# Oaks PA 7/26/2014



## carola1155 (Sep 10, 2007)

Who is going to be vending here this weekend?

Looks like I'll be dropping by for a bit. I'm going to be looking for some Universal Rock and pressed cork panels if anyone has them.


----------



## Judy S (Aug 29, 2010)

what event are you referring to???


----------



## carola1155 (Sep 10, 2007)

The Oaks PA reptile show

East Coast Reptile Super Expos


----------



## Frog pool13 (Oct 30, 2013)

I will be attending, looking for various plants and some universal rock.


----------



## carola1155 (Sep 10, 2007)

Well... Genesis Exotics will be there (http://www.dendroboard.com/forum/fr...is-exotics-availability-oaks-pa-saturday.html) and Black Jungle just posted about being there on facebook. It'll be nice seeing two bigger dart frog vendors there. Usually its just someone sharing a table or something with a few frogs.


----------



## radiata (Jul 24, 2010)

I have yet to hit the show at The Oaks, but considering the show the following weekend in Hamburg isn't air-conditioned, I might give it a try.

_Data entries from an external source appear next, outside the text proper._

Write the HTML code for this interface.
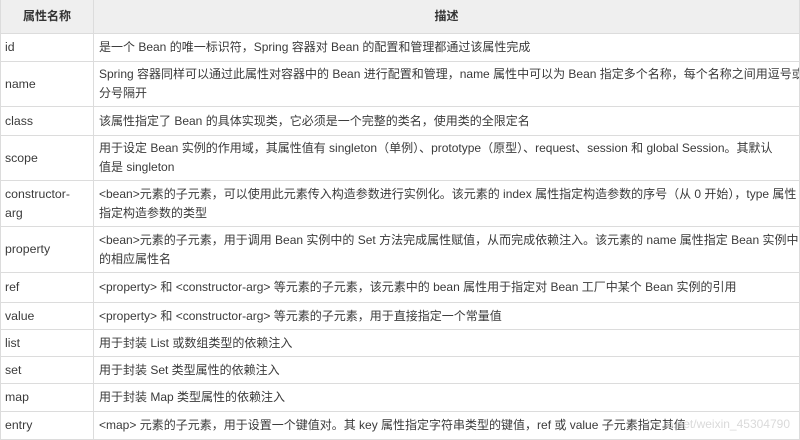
<!DOCTYPE html>
<html><head><meta charset="utf-8"><style>
body{margin:0;width:800px;height:437px;overflow:hidden;background:#fff;font-family:"Liberation Sans","Noto Sans CJK SC",sans-serif;font-size:12px;color:#3a3a3a;position:relative}
table{border-collapse:collapse;width:800px;table-layout:fixed;margin-top:-1px}
td,th{border:1px solid #dcdcdc;padding:0 5px;line-height:19px;vertical-align:middle;text-align:left;overflow:hidden;white-space:nowrap}
td:first-child{padding-left:4px;font-size:12.3px}
th{background:#efefef;font-weight:bold;text-align:center;color:#333;font-size:12px}
</style></head><body>
<table>
<col style="width:93px"><col>
<tr style="height:34px"><th>属性名称</th><th>描述</th></tr>
<tr style="height:28px"><td>id</td><td>是一个 Bean 的唯一标识符，Spring 容器对 Bean 的配置和管理都通过该属性完成</td></tr>
<tr style="height:45px"><td>name</td><td>Spring 容器同样可以通过此属性对容器中的 Bean 进行配置和管理，name 属性中可以为 Bean 指定多个名称，每个名称之间用逗号或<br>分号隔开</td></tr>
<tr style="height:29px"><td>class</td><td>该属性指定了 Bean 的具体实现类，它必须是一个完整的类名，使用类的全限定名</td></tr>
<tr style="height:45px"><td>scope</td><td>用于设定 Bean 实例的作用域，其属性值有 singleton（单例）、prototype（原型）、request、session 和 global Session。其默认<br>值是 singleton</td></tr>
<tr style="height:46px"><td>constructor-<br>arg</td><td>&lt;bean&gt;元素的子元素，可以使用此元素传入构造参数进行实例化。该元素的 index 属性指定构造参数的序号（从 0 开始），type 属性<br>指定构造参数的类型</td></tr>
<tr style="height:46px"><td>property</td><td>&lt;bean&gt;元素的子元素，用于调用 Bean 实例中的 Set 方法完成属性赋值，从而完成依赖注入。该元素的 name 属性指定 Bean 实例中<br>的相应属性名</td></tr>
<tr style="height:30px"><td>ref</td><td>&lt;property&gt; 和 &lt;constructor-arg&gt; 等元素的子元素，该元素中的 bean 属性用于指定对 Bean 工厂中某个 Bean 实例的引用</td></tr>
<tr style="height:27px"><td>value</td><td>&lt;property&gt; 和 &lt;constructor-arg&gt; 等元素的子元素，用于直接指定一个常量值</td></tr>
<tr style="height:27px"><td>list</td><td>用于封装 List 或数组类型的依赖注入</td></tr>
<tr style="height:27px"><td>set</td><td>用于封装 Set 类型属性的依赖注入</td></tr>
<tr style="height:28px"><td>map</td><td>用于封装 Map 类型属性的依赖注入</td></tr>
<tr style="height:28px"><td>entry</td><td>&lt;map&gt; 元素的子元素，用于设置一个键值对。其 key 属性指定字符串类型的键值，ref 或 value 子元素指定其值</td></tr>
</table>
<div style="position:absolute;right:10px;top:418px;color:#dadada;font-size:12px">o.net/weixin_45304790</div>
</body></html>
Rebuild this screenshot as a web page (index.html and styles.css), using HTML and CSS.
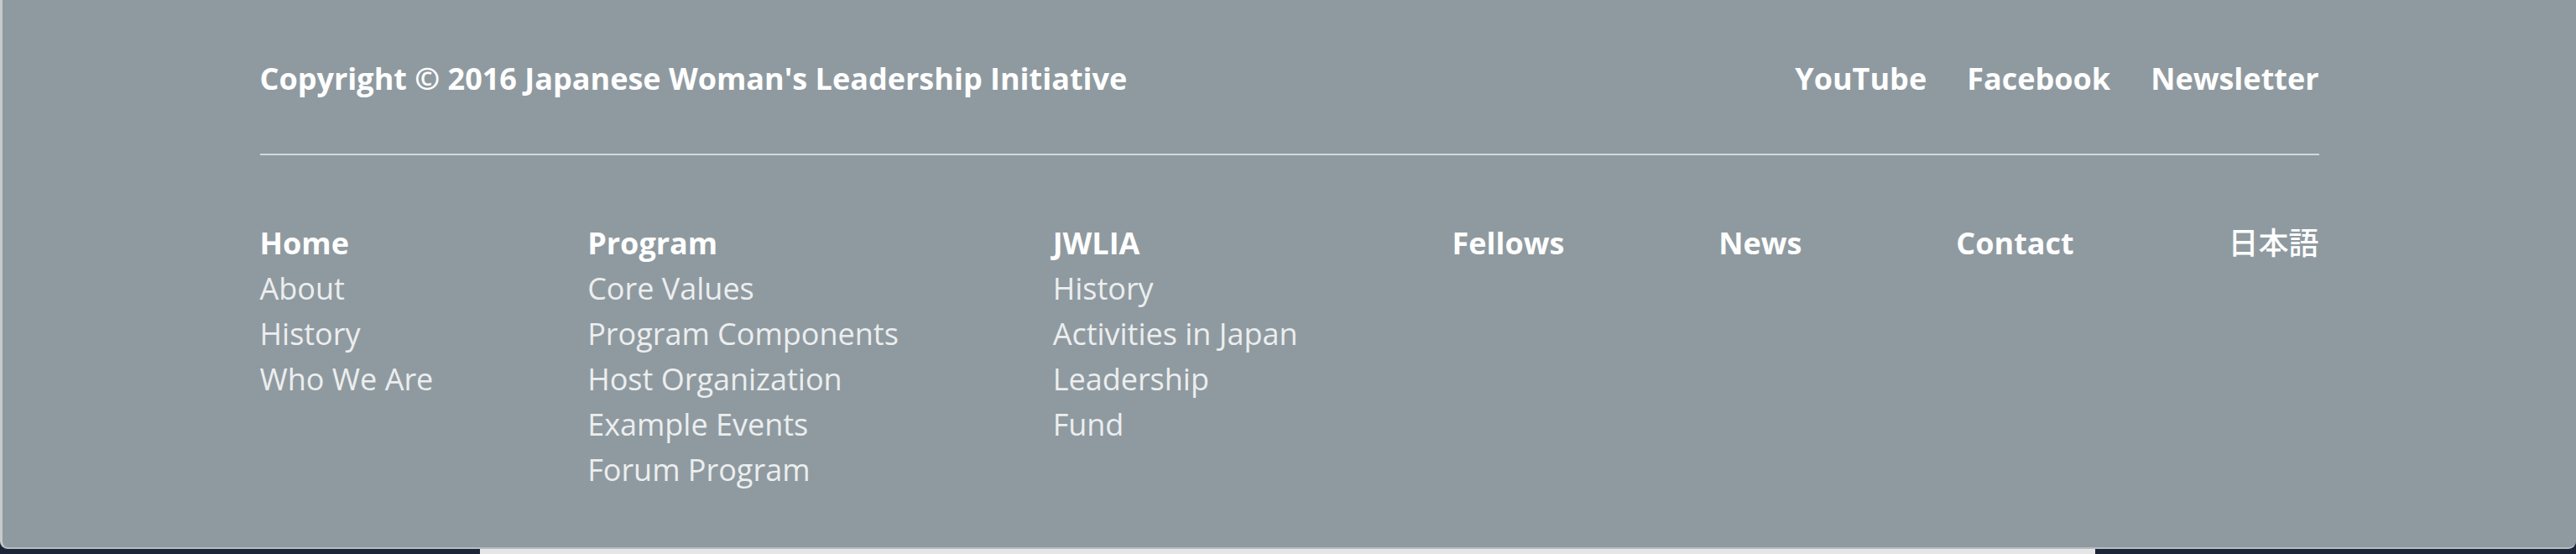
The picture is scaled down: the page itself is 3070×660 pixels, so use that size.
FILE: index.html
```html
<!DOCTYPE html>
<html lang="en">
<head>
<meta charset="utf-8">
<title>Footer</title>
<link rel="stylesheet" href="styles.css">
</head>
<body>
<footer class="footer">
  <div class="container">
    <div class="top-row">
      <p class="copyright">Copyright © 2016 Japanese Woman's Leadership Initiative</p>
      <nav class="social">
        <a href="#">YouTube</a>
        <a href="#">Facebook</a>
        <a href="#">Newsletter</a>
      </nav>
    </div>
    <hr class="divider">
    <nav class="sitemap">
      <ul class="col">
        <li class="head"><a href="#">Home</a></li>
        <li><a href="#">About</a></li>
        <li><a href="#">History</a></li>
        <li><a href="#">Who We Are</a></li>
      </ul>
      <ul class="col">
        <li class="head"><a href="#">Program</a></li>
        <li><a href="#">Core Values</a></li>
        <li><a href="#">Program Components</a></li>
        <li><a href="#">Host Organization</a></li>
        <li><a href="#">Example Events</a></li>
        <li><a href="#">Forum Program</a></li>
      </ul>
      <ul class="col">
        <li class="head"><a href="#">JWLIA</a></li>
        <li><a href="#">History</a></li>
        <li><a href="#">Activities in Japan</a></li>
        <li><a href="#">Leadership</a></li>
        <li><a href="#">Fund</a></li>
      </ul>
      <ul class="col">
        <li class="head"><a href="#">Fellows</a></li>
      </ul>
      <ul class="col">
        <li class="head"><a href="#">News</a></li>
      </ul>
      <ul class="col">
        <li class="head"><a href="#">Contact</a></li>
      </ul>
      <ul class="col">
        <li class="head jp"><a href="#" lang="ja">日本語</a></li>
      </ul>
    </nav>
  </div>
</footer>
<div class="under">
  <div class="under-dark"></div>
  <div class="under-light"></div>
  <div class="under-dark"></div>
</div>
</body>
</html>
```

FILE: styles.css
```css
html, body {
  margin: 0;
  padding: 0;
}

body {
  background: #1b2336;
  font-family: "Open Sans", "Noto Sans", "Noto Sans CJK JP", sans-serif;
  font-size: 36px;
  line-height: 54px;
  color: #f3f4f5;
  overflow: hidden;
}

a {
  color: inherit;
  text-decoration: none;
}

.footer {
  height: 654px;
  box-sizing: border-box;
  background: #8f9aa0;
  border-left: 3px solid #c6cbce;
  border-bottom: 2px solid #b7bdc0;
  border-radius: 0 0 9px 9px;
  padding-top: 67px;
}

.container {
  width: 2454px;
  margin: 0 auto;
}

.top-row {
  display: flex;
  justify-content: space-between;
  align-items: center;
}

.copyright {
  margin: 0;
  font-weight: 700;
  color: #ffffff;
}

.social {
  display: flex;
  gap: 48px;
  font-weight: 700;
  color: #ffffff;
}

.divider {
  margin: 62px 0 0;
  border: 0;
  height: 2px;
  background: #d4d8da;
}

.sitemap {
  display: flex;
  justify-content: space-between;
  margin-top: 78px;
}

.col {
  list-style: none;
  margin: 0;
  padding: 0;
}

.col li {
  color: #eceeef;
}

.col .head {
  font-weight: 700;
  color: #ffffff;
}

.col .jp {
  font-weight: 500;
}

.under {
  display: flex;
  height: 6px;
}

.under-dark {
  flex: 0 0 572px;
  background: #1c2438;
}

.under-light {
  flex: 1;
  background: #e6e6e9;
}

.under-dark:last-child {
  flex: 0 0 573px;
}
```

Can anyone who has been there tell me if there are any bug vendors (crickets, horn worms, roaches, etc) who usually show up? I don't recognize any in the show vendor listing.

I did see Tim Heath (_Heath's Frog Farm_) on the list.


----------



## Michael Shrom (May 20, 2004)

I'll be there selling feeders and salamanders.


----------